Four people, two on each craft, were killed July 27 when the two helicopters collided as they were airborne over Phoenix following a police chase of a suspect in a stolen car. The choppers belonged to ABC affiliate KNXV and independent station KTVK and there were as many as three other news choppers following the chase at the time of the midair collision.

A pilot of one of the other news helicopters told the NTSB that the two choppers were initially a reasonable distance apart until the police broadcast that the suspect had left his stolen vehicle and was carjacking another car.
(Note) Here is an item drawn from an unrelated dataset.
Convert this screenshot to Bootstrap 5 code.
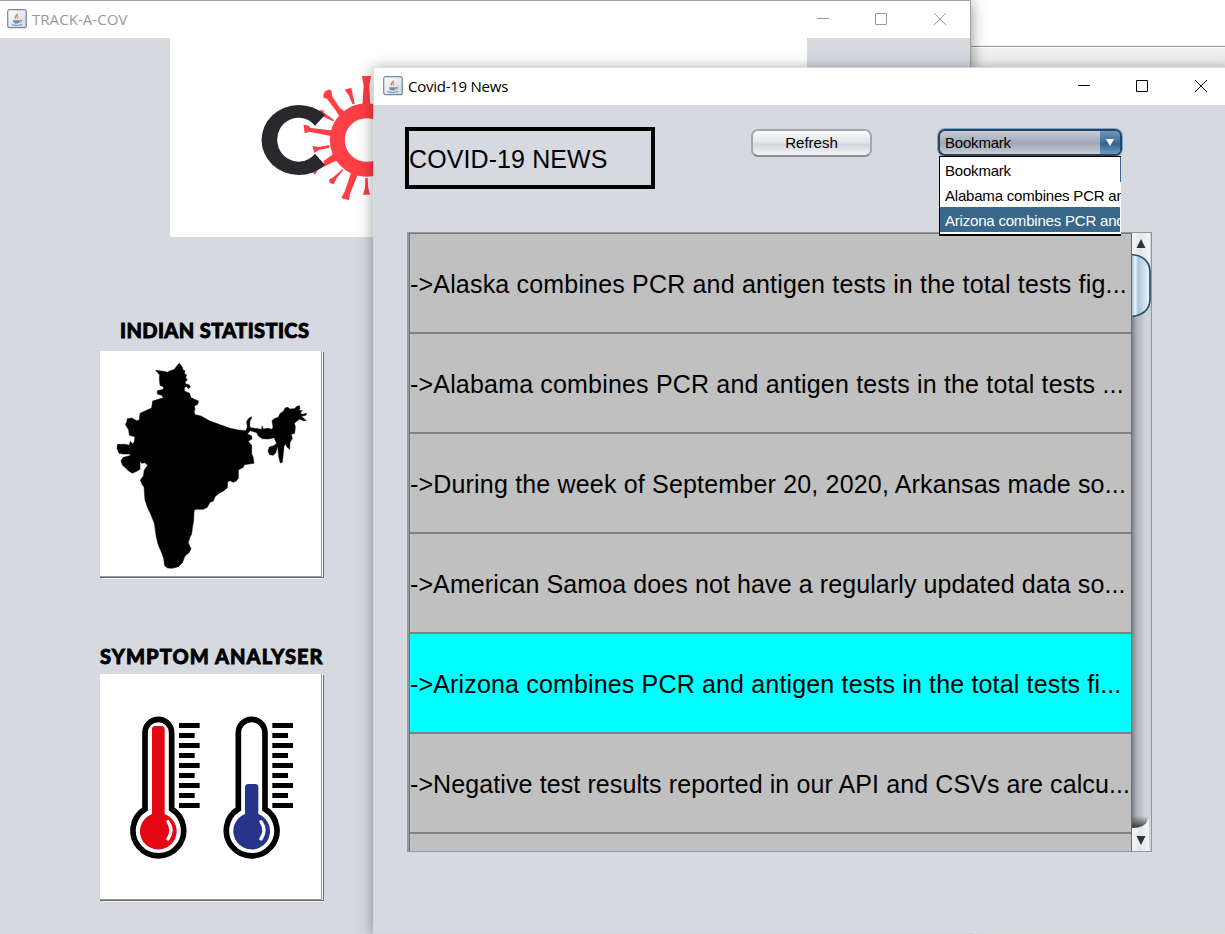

The pilot told the NTSB that he figured he would have to change position in the air to get a better view and was about to do that.

"He glanced away for a moment, and looked back to the accident helicopters while flying toward them," the report said. "He noted that they had moved closer together. Shortly thereafter, they impacted."

The KTVK chopper, which the NTSB said had been stationary, broke into pieces and spun into the ground. The KNXV chopper remained in the air for a second, lost its main rotor blades then nose dived into the ground. Both crashed within 75 feet of each other at Steele Indian School Park in Phoenix. Both choppers were heavily damaged by fire.

There was no smoke or erratic movements before the crash, witnesses told the NTSB.

KTVK pilot Scott Bowerbank and cameraman Jim Cox were killed, as were KNXV pilot Craig Smith and cameraman Rick Krolak.

The NTSB did not assign a probable cause to the accident. A final report, which will include probable cause, could take as long as a year. But federal aviation regulations require no pilot should operate an aircraft so close as to create the danger of collision, and that every pilot is responsible to see and avoid hitting other aircraft.

The weather apparently was not a factor, with good visibility at the time of the crash. The NTSB noted that most midair collisions occur during daylight hours with good visibility.